##### Collected material #####

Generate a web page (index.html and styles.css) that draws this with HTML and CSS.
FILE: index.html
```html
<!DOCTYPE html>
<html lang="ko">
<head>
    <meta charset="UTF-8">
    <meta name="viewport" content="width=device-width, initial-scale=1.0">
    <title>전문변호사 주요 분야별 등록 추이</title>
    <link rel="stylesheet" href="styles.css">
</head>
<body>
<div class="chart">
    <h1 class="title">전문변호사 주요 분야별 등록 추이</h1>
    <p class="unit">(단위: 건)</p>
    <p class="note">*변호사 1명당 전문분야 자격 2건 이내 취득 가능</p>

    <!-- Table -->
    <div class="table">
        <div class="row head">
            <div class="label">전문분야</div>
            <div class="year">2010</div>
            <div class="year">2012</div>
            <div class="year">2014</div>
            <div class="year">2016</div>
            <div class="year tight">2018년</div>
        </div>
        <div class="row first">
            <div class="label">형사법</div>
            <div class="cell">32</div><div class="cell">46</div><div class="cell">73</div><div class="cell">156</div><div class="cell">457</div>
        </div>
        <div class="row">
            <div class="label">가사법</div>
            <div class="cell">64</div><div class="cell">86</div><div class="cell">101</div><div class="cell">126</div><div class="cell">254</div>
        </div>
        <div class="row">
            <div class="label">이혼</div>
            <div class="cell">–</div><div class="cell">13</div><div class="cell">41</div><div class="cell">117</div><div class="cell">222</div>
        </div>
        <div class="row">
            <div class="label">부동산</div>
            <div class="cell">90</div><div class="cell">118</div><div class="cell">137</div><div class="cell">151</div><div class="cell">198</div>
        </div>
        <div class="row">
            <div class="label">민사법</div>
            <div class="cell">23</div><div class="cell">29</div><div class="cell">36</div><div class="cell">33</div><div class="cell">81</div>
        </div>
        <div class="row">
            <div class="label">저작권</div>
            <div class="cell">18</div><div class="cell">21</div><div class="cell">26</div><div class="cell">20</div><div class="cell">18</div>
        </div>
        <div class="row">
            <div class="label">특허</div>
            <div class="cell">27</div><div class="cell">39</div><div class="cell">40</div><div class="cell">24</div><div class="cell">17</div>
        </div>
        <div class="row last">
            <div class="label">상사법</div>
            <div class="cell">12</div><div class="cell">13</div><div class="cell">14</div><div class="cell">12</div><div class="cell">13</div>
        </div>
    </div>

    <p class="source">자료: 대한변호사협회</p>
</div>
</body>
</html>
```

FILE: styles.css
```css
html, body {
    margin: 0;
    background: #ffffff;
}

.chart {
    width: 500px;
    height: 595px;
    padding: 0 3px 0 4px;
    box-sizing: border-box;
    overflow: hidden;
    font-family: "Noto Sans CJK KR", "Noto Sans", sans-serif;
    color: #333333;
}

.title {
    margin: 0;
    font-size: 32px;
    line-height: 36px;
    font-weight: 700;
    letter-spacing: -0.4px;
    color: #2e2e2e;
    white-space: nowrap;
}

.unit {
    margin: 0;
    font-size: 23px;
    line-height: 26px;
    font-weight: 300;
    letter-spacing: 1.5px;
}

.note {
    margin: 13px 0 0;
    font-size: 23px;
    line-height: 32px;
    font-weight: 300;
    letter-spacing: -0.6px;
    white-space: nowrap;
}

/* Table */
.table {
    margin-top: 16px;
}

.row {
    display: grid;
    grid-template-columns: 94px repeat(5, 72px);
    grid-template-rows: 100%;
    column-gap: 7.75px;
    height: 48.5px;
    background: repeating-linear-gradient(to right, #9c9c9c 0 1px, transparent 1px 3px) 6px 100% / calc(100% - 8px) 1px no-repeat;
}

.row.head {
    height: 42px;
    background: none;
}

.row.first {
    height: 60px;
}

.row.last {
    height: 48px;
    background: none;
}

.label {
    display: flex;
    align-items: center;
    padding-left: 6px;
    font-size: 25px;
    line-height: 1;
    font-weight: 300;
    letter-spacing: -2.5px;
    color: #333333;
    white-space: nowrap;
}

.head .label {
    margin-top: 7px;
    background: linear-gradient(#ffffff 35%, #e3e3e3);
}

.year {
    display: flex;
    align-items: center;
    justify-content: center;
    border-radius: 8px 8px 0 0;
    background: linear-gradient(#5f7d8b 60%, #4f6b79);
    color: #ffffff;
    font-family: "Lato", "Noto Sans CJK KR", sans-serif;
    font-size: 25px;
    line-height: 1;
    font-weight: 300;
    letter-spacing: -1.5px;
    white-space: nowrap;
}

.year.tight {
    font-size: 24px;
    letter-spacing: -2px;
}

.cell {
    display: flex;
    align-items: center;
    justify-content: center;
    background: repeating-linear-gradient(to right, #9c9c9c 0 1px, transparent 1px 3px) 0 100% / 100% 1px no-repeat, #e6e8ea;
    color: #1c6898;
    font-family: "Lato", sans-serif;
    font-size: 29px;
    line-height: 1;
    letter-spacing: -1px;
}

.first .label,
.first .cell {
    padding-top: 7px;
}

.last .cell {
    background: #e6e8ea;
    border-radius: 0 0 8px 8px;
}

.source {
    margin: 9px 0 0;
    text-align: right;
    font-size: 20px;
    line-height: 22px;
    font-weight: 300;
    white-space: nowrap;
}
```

#####

_Task description_. Retype the material above, line by line, exactly.

_Worked solution_.
Generate a web page (index.html and styles.css) that draws this with HTML and CSS.
FILE: index.html
```html
<!DOCTYPE html>
<html lang="ko">
<head>
    <meta charset="UTF-8">
    <meta name="viewport" content="width=device-width, initial-scale=1.0">
    <title>전문변호사 주요 분야별 등록 추이</title>
    <link rel="stylesheet" href="styles.css">
</head>
<body>
<div class="chart">
    <h1 class="title">전문변호사 주요 분야별 등록 추이</h1>
    <p class="unit">(단위: 건)</p>
    <p class="note">*변호사 1명당 전문분야 자격 2건 이내 취득 가능</p>

    <!-- Table -->
    <div class="table">
        <div class="row head">
            <div class="label">전문분야</div>
            <div class="year">2010</div>
            <div class="year">2012</div>
            <div class="year">2014</div>
            <div class="year">2016</div>
            <div class="year tight">2018년</div>
        </div>
        <div class="row first">
            <div class="label">형사법</div>
            <div class="cell">32</div><div class="cell">46</div><div class="cell">73</div><div class="cell">156</div><div class="cell">457</div>
        </div>
        <div class="row">
            <div class="label">가사법</div>
            <div class="cell">64</div><div class="cell">86</div><div class="cell">101</div><div class="cell">126</div><div class="cell">254</div>
        </div>
        <div class="row">
            <div class="label">이혼</div>
            <div class="cell">–</div><div class="cell">13</div><div class="cell">41</div><div class="cell">117</div><div class="cell">222</div>
        </div>
        <div class="row">
            <div class="label">부동산</div>
            <div class="cell">90</div><div class="cell">118</div><div class="cell">137</div><div class="cell">151</div><div class="cell">198</div>
        </div>
        <div class="row">
            <div class="label">민사법</div>
            <div class="cell">23</div><div class="cell">29</div><div class="cell">36</div><div class="cell">33</div><div class="cell">81</div>
        </div>
        <div class="row">
            <div class="label">저작권</div>
            <div class="cell">18</div><div class="cell">21</div><div class="cell">26</div><div class="cell">20</div><div class="cell">18</div>
        </div>
        <div class="row">
            <div class="label">특허</div>
            <div class="cell">27</div><div class="cell">39</div><div class="cell">40</div><div class="cell">24</div><div class="cell">17</div>
        </div>
        <div class="row last">
            <div class="label">상사법</div>
            <div class="cell">12</div><div class="cell">13</div><div class="cell">14</div><div class="cell">12</div><div class="cell">13</div>
        </div>
    </div>

    <p class="source">자료: 대한변호사협회</p>
</div>
</body>
</html>
```

FILE: styles.css
```css
html, body {
    margin: 0;
    background: #ffffff;
}

.chart {
    width: 500px;
    height: 595px;
    padding: 0 3px 0 4px;
    box-sizing: border-box;
    overflow: hidden;
    font-family: "Noto Sans CJK KR", "Noto Sans", sans-serif;
    color: #333333;
}

.title {
    margin: 0;
    font-size: 32px;
    line-height: 36px;
    font-weight: 700;
    letter-spacing: -0.4px;
    color: #2e2e2e;
    white-space: nowrap;
}

.unit {
    margin: 0;
    font-size: 23px;
    line-height: 26px;
    font-weight: 300;
    letter-spacing: 1.5px;
}

.note {
    margin: 13px 0 0;
    font-size: 23px;
    line-height: 32px;
    font-weight: 300;
    letter-spacing: -0.6px;
    white-space: nowrap;
}

/* Table */
.table {
    margin-top: 16px;
}

.row {
    display: grid;
    grid-template-columns: 94px repeat(5, 72px);
    grid-template-rows: 100%;
    column-gap: 7.75px;
    height: 48.5px;
    background: repeating-linear-gradient(to right, #9c9c9c 0 1px, transparent 1px 3px) 6px 100% / calc(100% - 8px) 1px no-repeat;
}

.row.head {
    height: 42px;
    background: none;
}

.row.first {
    height: 60px;
}

.row.last {
    height: 48px;
    background: none;
}

.label {
    display: flex;
    align-items: center;
    padding-left: 6px;
    font-size: 25px;
    line-height: 1;
    font-weight: 300;
    letter-spacing: -2.5px;
    color: #333333;
    white-space: nowrap;
}

.head .label {
    margin-top: 7px;
    background: linear-gradient(#ffffff 35%, #e3e3e3);
}

.year {
    display: flex;
    align-items: center;
    justify-content: center;
    border-radius: 8px 8px 0 0;
    background: linear-gradient(#5f7d8b 60%, #4f6b79);
    color: #ffffff;
    font-family: "Lato", "Noto Sans CJK KR", sans-serif;
    font-size: 25px;
    line-height: 1;
    font-weight: 300;
    letter-spacing: -1.5px;
    white-space: nowrap;
}

.year.tight {
    font-size: 24px;
    letter-spacing: -2px;
}

.cell {
    display: flex;
    align-items: center;
    justify-content: center;
    background: repeating-linear-gradient(to right, #9c9c9c 0 1px, transparent 1px 3px) 0 100% / 100% 1px no-repeat, #e6e8ea;
    color: #1c6898;
    font-family: "Lato", sans-serif;
    font-size: 29px;
    line-height: 1;
    letter-spacing: -1px;
}

.first .label,
.first .cell {
    padding-top: 7px;
}

.last .cell {
    background: #e6e8ea;
    border-radius: 0 0 8px 8px;
}

.source {
    margin: 9px 0 0;
    text-align: right;
    font-size: 20px;
    line-height: 22px;
    font-weight: 300;
    white-space: nowrap;
}
```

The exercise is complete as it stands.